Joining him in his journey is the good-willed Sypha Belnades, voiced by Alejandra Reynoso (Winx). She’s not a female character shoehorned in for diversity and a neat tie-in to the original game, though; she acts as Trevor’s only positive influence and a morale bridge back to what his family stood for. She holds her own and serves as the conduit for some of the shows better lines.
Season one does a lot of character and world establishing in its four-episode run, but occasionally, Castlevania displays some more visceral moments as well as a few smooth animated action sequences. There isn’t a lot of over-the-top combat exactly, but the glimpses we get at the higher quality of animation stands out as perhaps Castlevania season one’s best instants that promise additional shining moments in the future.
Castlevania also shows off worthy character design of a series that oozes a legendary gothic style, especially that of the vampires in the show, who move and appear like vampires should. They’re graceful in a terrifying manner and maintain all the qualities a classic vampire should possess.
As you can imagine in a show with vampires, slaughter, talk of sex with animals, and the occasional F-bomb drop, Castlevania isn’t a show for the faint-hearted or the young. That said, Castlevania never oversteps its boundaries, despite how much Shankar and Ellis would like to push it. Instead, it actually utilises the shows gratuitousness nature in a stylistic manner, mainly in the form of its colour palettes and framing. An assortment of different shades of red constantly treat the eye, and the intelligent use of simple shots — like one of the Bishop’s hand slowly gripping tighter and tighter as he talked about his control on men — really unveil that the showrunners put thought into every aspect of every episode.
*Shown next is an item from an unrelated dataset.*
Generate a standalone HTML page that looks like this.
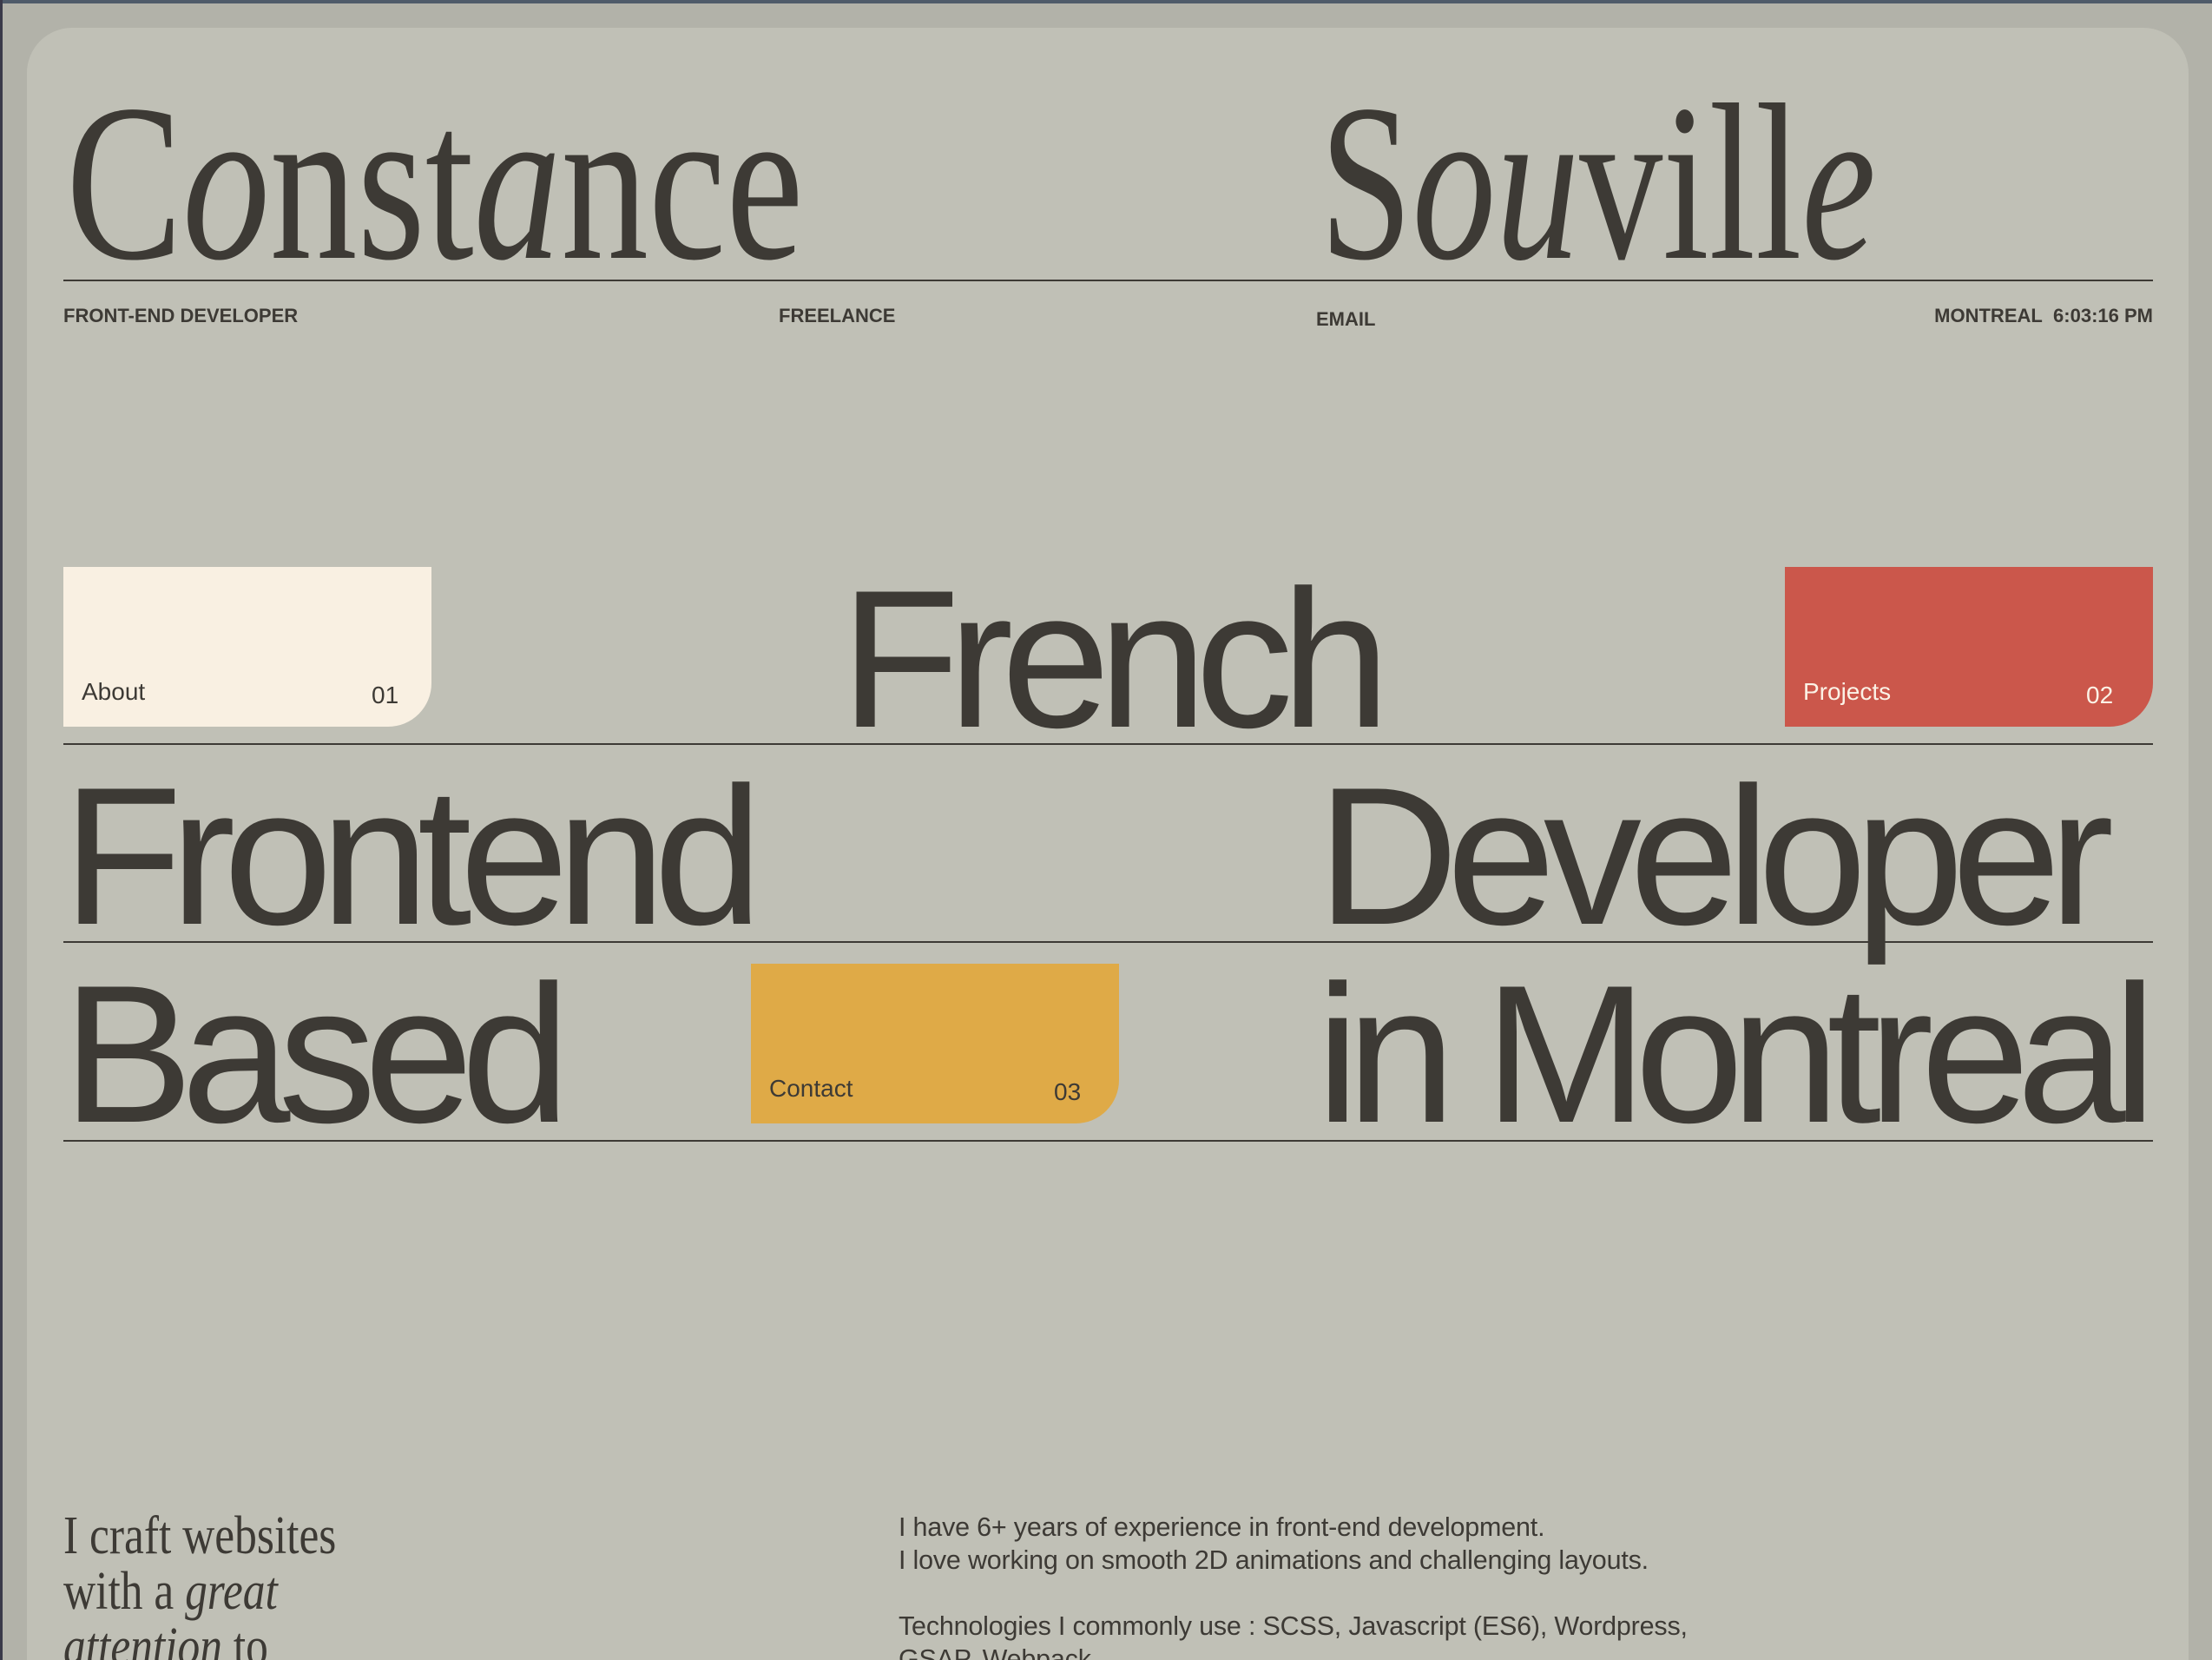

Containing only four episodes that run a little over 20 minutes each, Castlevania season one seems to be entirely devoted to establishing its core cast of characters as well as the factions within it. I could imagine doing so much in a four-episode frame would be a difficult feat, but a mature animated show based on a video game from the ’80s is probably a hard sell, so I understand Netflix’s hesitation to allow a grander first season. Unfortunately, this leaves Castlevania season with a lot left to be desired in the terms of a solid payoff.
The first season of Castlevania restores (if only a little) faith back into the idea that a video game can indeed break ground and successfully make a good story told via television or film. Luckily for audiences, however, season two has already been greenlit and will contain double the episodes, meaning there’s a lot to look forward to. For now, we can only hope the showmakers take the positive aspects of season one and step on the metaphorical pedal, capitalising on the shows violence, style, and deliciously dark setting.